Siamese Networks: Neural networks with shared weights used to learn similarity between inputs, often used with contrastive loss. Interviewers may ask about training Siamese networks for tasks like face verification.
Metric Learning: A subfield of machine learning focused on learning distance metrics or embedding spaces that capture semantic similarity between data points. Triplet loss and contrastive loss are commonly used in metric learning. Interviewers could explore different metric learning approaches and their applications.
Embedding Visualization: Techniques for visualizing embeddings to understand how similar or dissimilar data points are positioned in the embedding space, which can provide insights into the effectiveness of the margin parameter. Visualizing embeddings using t-SNE or PCA can be a practical follow up for evaluating the separation induced by the loss functions.

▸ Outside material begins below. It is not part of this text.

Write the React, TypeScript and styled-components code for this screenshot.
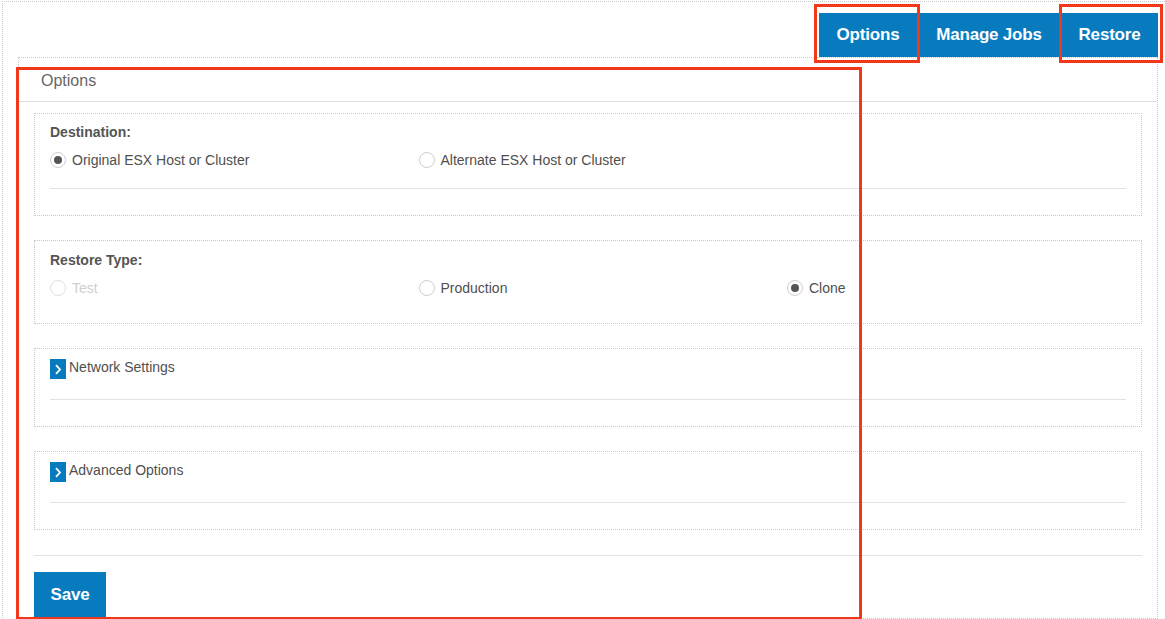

Hard Negative Mining: Strategies for selecting the most challenging negative examples during training with triplet loss, which can improve the model's ability to discriminate between similar and dissimilar examples. Interviewers may ask how to select hard negatives and the impact it has on the learned embeddings.
Distance Metrics: Different ways to measure the distance between embeddings, such as Euclidean distance, cosine similarity, or Manhattan distance. The choice of distance metric influences the behavior of triplet loss and contrastive loss. A potential interview question could be choosing the best metric based on the dataset and properties of embeddings.